A crypto whale is a term used in the cryptocurrency community to refer to individuals or entities that hold large amounts of cryptocurrency. The exact threshold for what constitutes a whale is not precise, but it is generally believed that owning a substantial portion of a cryptocurrency's circulating supply qualifies one as a whale. For example, an entity holding at least 1,000 BTC is often considered a Bitcoin whale.

How Do Crypto Whales Affect the Market?

Crypto whales can influence the market due to their large holdings. When a whale trades a significant amount of cryptocurrency, it can lead to noticeable price movements. For instance, if a whale decides to sell a large portion of their holdings, it could increase the supply of that cryptocurrency on the market, potentially causing the price to drop. Conversely, if a whale acquires a large amount of cryptocurrency, it could decrease the market supply, potentially leading to a price increase.

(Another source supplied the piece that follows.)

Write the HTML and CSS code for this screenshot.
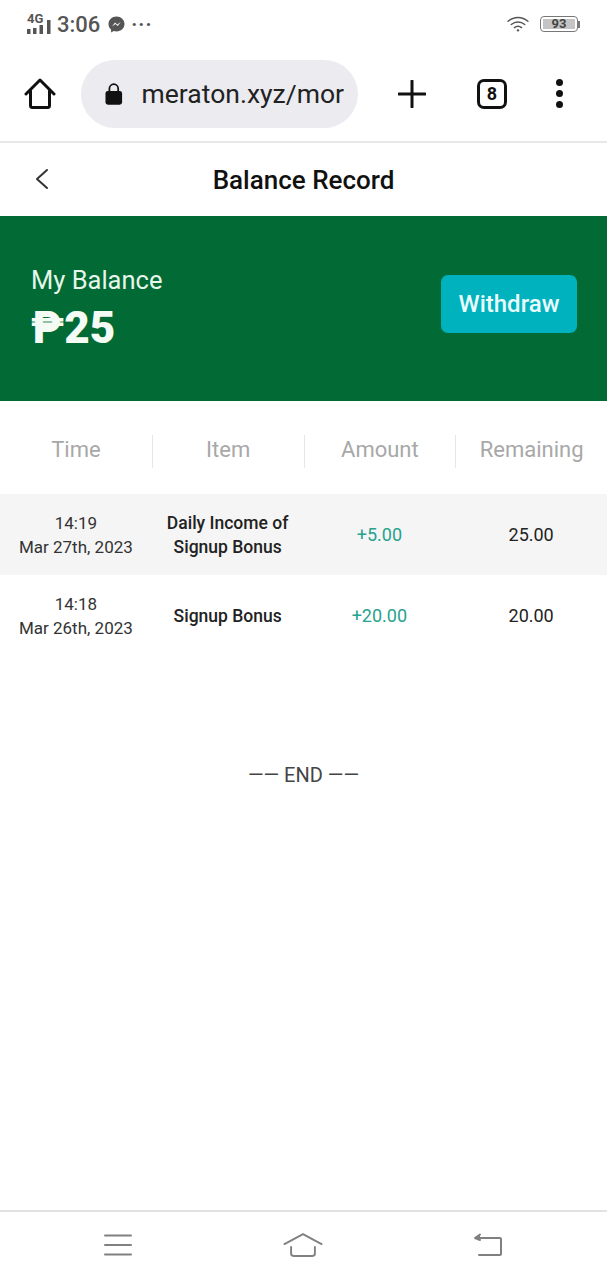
FILE: index.html
```html
<!DOCTYPE html>
<html lang="en">
  <head>
    <meta charset="UTF-8" />
    <meta name="viewport" content="width=device-width, initial-scale=1.0" />
    <title>Balance Record</title>
    <link rel="stylesheet" href="styles.css">
  </head>
  <body>
    <div class="screen">
      <!-- phone status bar -->
      <div class="status-bar">
        <div class="status-left">
          <div class="signal">
            <span class="signal-label">4G</span>
            <svg width="24" height="14" viewBox="0 0 24 14">
              <rect x="0" y="9" width="3.500" height="5" fill="#555" />
              <rect x="6" y="8" width="3.500" height="6" fill="#555" />
              <rect x="12.500" y="5" width="3.500" height="9" fill="#555" />
              <rect x="20" y="0" width="3.500" height="14" fill="#555" />
            </svg>
          </div>
          <span class="clock">3:06</span>
          <svg class="messenger" width="17" height="17" viewBox="0 0 17 17">
            <path d="M8.500.5C4 .5.500 3.700.500 8c0 2.300 1 4.200 2.600 5.600V16.500l2.700-1.500c.8.2 1.800.4 2.700.4 4.500 0 8-3.200 8-7.400S13 .5 8.500.5z" fill="#555" />
            <path d="M4 10.500l3-4 2.200 2 3.500-2.500-3 4-2.200-2z" fill="#fff" />
          </svg>
          <span class="more-dots">···</span>
        </div>
        <div class="status-right">
          <svg width="24" height="18" viewBox="0 0 26 20" fill="none" stroke="#555" stroke-width="1.600" stroke-linecap="round">
            <path d="M2 7c6.500-5.500 15.500-5.500 22 0" />
            <path d="M5.500 10.500c4.500-3.700 10.500-3.700 15 0" />
            <path d="M9 14c2.500-2 5.500-2 8 0" />
            <circle cx="13" cy="17" r="1.300" fill="#555" stroke="none" />
          </svg>
          <div class="battery">
            <div class="battery-body"><span class="battery-level">93</span></div>
            <div class="battery-tip"></div>
          </div>
        </div>
      </div>

      <!-- browser toolbar -->
      <div class="toolbar">
        <svg class="tool-home" width="32" height="32" viewBox="0 0 32 32" fill="none" stroke="#111" stroke-width="3" stroke-linejoin="round" stroke-linecap="round">
          <path d="M2 16L16 2l14 14" />
          <path d="M6.500 13v14.500a2 2 0 0 0 2 2h15a2 2 0 0 0 2-2V13" />
        </svg>
        <div class="url-pill">
          <svg width="18" height="24" viewBox="0 0 18 24">
            <path d="M4.500 10V6.500a4.500 4.500 0 0 1 9 0V10" fill="none" stroke="#111" stroke-width="1.800" />
            <rect x="0.500" y="9" width="17" height="14" rx="2.500" fill="#111" />
          </svg>
          <span class="url-text">meraton.xyz/mor</span>
        </div>
        <svg class="tool-plus" width="28" height="28" viewBox="0 0 28 28" stroke="#111" stroke-width="3" stroke-linecap="round">
          <path d="M1 14h26M14 1v26" />
        </svg>
        <div class="tab-count">8</div>
        <div class="kebab"><i></i><i></i><i></i></div>
      </div>

      <!-- page header -->
      <div class="page-header">
        <svg class="back" width="14" height="22" viewBox="0 0 14 22" fill="none" stroke="#333" stroke-width="2" stroke-linecap="round" stroke-linejoin="round">
          <path d="M12 2L2 11l10 9" />
        </svg>
        <h1>Balance Record</h1>
      </div>

      <div class="balance">
        <div class="balance-info">
          <div class="balance-label">My Balance</div>
          <div class="balance-value">₱25</div>
        </div>
        <button class="withdraw">Withdraw</button>
      </div>

      <div class="record-head">
        <div class="head-cell">Time</div>
        <div class="head-cell">Item</div>
        <div class="head-cell">Amount</div>
        <div class="head-cell">Remaining</div>
      </div>

      <div class="record-row striped">
        <div class="cell date">14:19<br>Mar 27th, 2023</div>
        <div class="cell item">Daily Income of<br>Signup Bonus</div>
        <div class="cell amount">+5.00</div>
        <div class="cell remain">25.00</div>
      </div>
      <div class="record-row">
        <div class="cell date">14:18<br>Mar 26th, 2023</div>
        <div class="cell item">Signup Bonus</div>
        <div class="cell amount">+20.00</div>
        <div class="cell remain">20.00</div>
      </div>

      <div class="end-note">—— END ——</div>

      <!-- phone navigation -->
      <div class="nav-bar">
        <svg width="30" height="22" viewBox="0 0 30 22" stroke="#808080" stroke-width="2" stroke-linecap="round">
          <path d="M2 1.500h26M2 11h26M2 20.500h26" />
        </svg>
        <svg width="40" height="26" viewBox="0 0 42 26" fill="none" stroke="#808080" stroke-width="2" stroke-linecap="round" stroke-linejoin="round">
          <path d="M1.500 12L21 1.500 40.500 12" />
          <path d="M8.500 15v7a2.500 2.500 0 0 0 2.500 2.500h20a2.500 2.500 0 0 0 2.500-2.500v-7" />
        </svg>
        <svg width="30" height="24" viewBox="0 0 30 24" fill="none" stroke="#808080" stroke-width="2" stroke-linecap="round" stroke-linejoin="round">
          <path d="M3 5h24a1 1 0 0 1 1 1v15a1 1 0 0 1-1 1H6" />
          <path d="M7 1.500L2 5l5 2" fill="#808080" />
        </svg>
      </div>
    </div>
  </body>
</html>
```

FILE: styles.css
```css
* {
  box-sizing: border-box;
}
body {
  margin: 0;
  background-color: #fff;
  font-family: Roboto, "Noto Sans", Arial, sans-serif;
}
.screen {
  width: 607px;
  height: 1280px;
  display: flex;
  flex-direction: column;
  overflow: hidden;
}
.status-bar {
  height: 46px;
  padding: 2px 27px 0 27px;
  display: flex;
  justify-content: space-between;
  align-items: center;
}
.status-left,
.status-right {
  display: flex;
  align-items: center;
}
.signal {
  position: relative;
  width: 24px;
  height: 20px;
  display: flex;
  align-items: flex-end;
}
.signal svg {
  display: block;
}
.signal-label {
  position: absolute;
  top: -1px;
  left: 0;
  font-size: 13px;
  font-weight: 700;
  line-height: 12px;
  color: #555;
}
.clock {
  margin-left: 6px;
  font-size: 22px;
  font-weight: 500;
  color: #555;
}
.messenger {
  margin-left: 8px;
}
.more-dots {
  margin-left: 6px;
  font-size: 20px;
  font-weight: 700;
  letter-spacing: 1px;
  color: #555;
}
.status-right {
  gap: 10px;
}
.battery {
  display: flex;
  align-items: center;
}
.battery-body {
  width: 38px;
  height: 16px;
  padding: 2px;
  border: 1px solid #777;
  border-radius: 4px;
  display: flex;
}
.battery-level {
  flex: 1;
  background-color: #c4c4c4;
  font-size: 13px;
  font-weight: 700;
  line-height: 10px;
  text-align: center;
  color: #444;
}
.battery-tip {
  width: 2px;
  height: 7px;
  background-color: #777;
}
.toolbar {
  height: 97px;
  padding: 0 39px 0 24px;
  border-bottom: 2px solid #e8e8e8;
  display: flex;
  align-items: center;
}
.url-pill {
  width: 277px;
  height: 68px;
  margin-left: 25px;
  padding: 0 14px 0 24px;
  border-radius: 34px;
  background-color: #ebebf0;
  display: flex;
  align-items: center;
  gap: 19px;
}
.url-text {
  font-size: 26.500px;
  color: #222;
  white-space: nowrap;
}
.tool-plus {
  margin-left: 40px;
}
.tab-count {
  width: 30px;
  height: 30px;
  margin-left: 51px;
  border: 3px solid #111;
  border-radius: 7px;
  font-size: 18px;
  font-weight: 700;
  line-height: 24px;
  text-align: center;
  color: #111;
}
.kebab {
  margin-left: 49px;
  display: flex;
  flex-direction: column;
  gap: 4px;
}
.kebab i {
  display: block;
  width: 7px;
  height: 7px;
  border-radius: 50%;
  background-color: #111;
}
.page-header {
  height: 73px;
  padding-left: 35px;
  display: flex;
  align-items: center;
  position: relative;
}
.back {
  margin-bottom: 2px;
}
.page-header h1 {
  position: absolute;
  left: 0;
  right: 0;
  margin: 0;
  font-size: 26px;
  font-weight: 500;
  text-align: center;
  color: #111;
}
.balance {
  height: 185px;
  padding: 0 30px 10px 31px;
  background-color: #026a35;
  display: flex;
  justify-content: space-between;
  align-items: center;
}
.balance-info {
  padding-top: 7px;
}
.balance-label {
  font-size: 25.500px;
  color: #e6f6ea;
}
.balance-value {
  margin-top: 11px;
  font-size: 44px;
  font-weight: 900;
  line-height: 44px;
  color: #f4fbf5;
}
.withdraw {
  width: 136px;
  height: 58px;
  border: none;
  border-radius: 7px;
  background-color: #00b2bd;
  font-family: inherit;
  font-size: 24px;
  font-weight: 500;
  color: #e9fbfb;
}
.record-head {
  height: 93px;
  padding-top: 7px;
  display: grid;
  grid-template-columns: repeat(4, 1fr);
  align-items: center;
}
.head-cell {
  height: 33px;
  border-left: 1px solid #e6e6e6;
  font-size: 22px;
  line-height: 30px;
  text-align: center;
  color: #a8a8a8;
}
.head-cell:first-child {
  border-left: none;
}
.record-row {
  height: 81px;
  display: grid;
  grid-template-columns: repeat(4, 1fr);
  align-items: center;
}
.striped {
  background-color: #f5f5f5;
}
.cell {
  font-size: 18px;
  line-height: 24px;
  text-align: center;
  color: #222;
}
.date {
  font-size: 17px;
  color: #333;
}
.item {
  font-size: 17.500px;
  font-weight: 500;
}
.amount {
  color: #26a28d;
}
.end-note {
  margin-top: 107px;
  font-size: 20px;
  line-height: 24px;
  text-align: center;
  color: #444;
}
.nav-bar {
  margin-top: auto;
  height: 70px;
  padding: 0 104px 2px 103px;
  border-top: 2px solid #e2e2e2;
  display: flex;
  justify-content: space-between;
  align-items: center;
}
```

The Impact of Crypto Whales on Liquidity

Crypto whales can affect the liquidity of a cryptocurrency. Liquidity refers to how easily an asset can be bought or sold without causing a significant change in its price. If a large amount of cryptocurrency is held by a small number of whales and is not actively traded, it can reduce the liquidity of that cryptocurrency. This can make it more challenging for other traders to buy or sell the cryptocurrency without causing significant price movements.

Monitoring Crypto Whale Activities

Due to their potential to influence the market, the activities of crypto whales are closely watched by the cryptocurrency community. There are even platforms dedicated to tracking and reporting on whale activities. This information can be useful for other traders as it provides insights into potential future price movements.

Crypto Whales and Blockchain Governance

Crypto whales can influence the governance of certain blockchains, especially those that use a Proof of Stake (PoS) consensus mechanism. In PoS blockchains, the amount of cryptocurrency a person holds can grant them voting power in decisions about the rules and future development of the blockchain. Therefore, crypto whales can have a significant impact on the direction of these blockchains.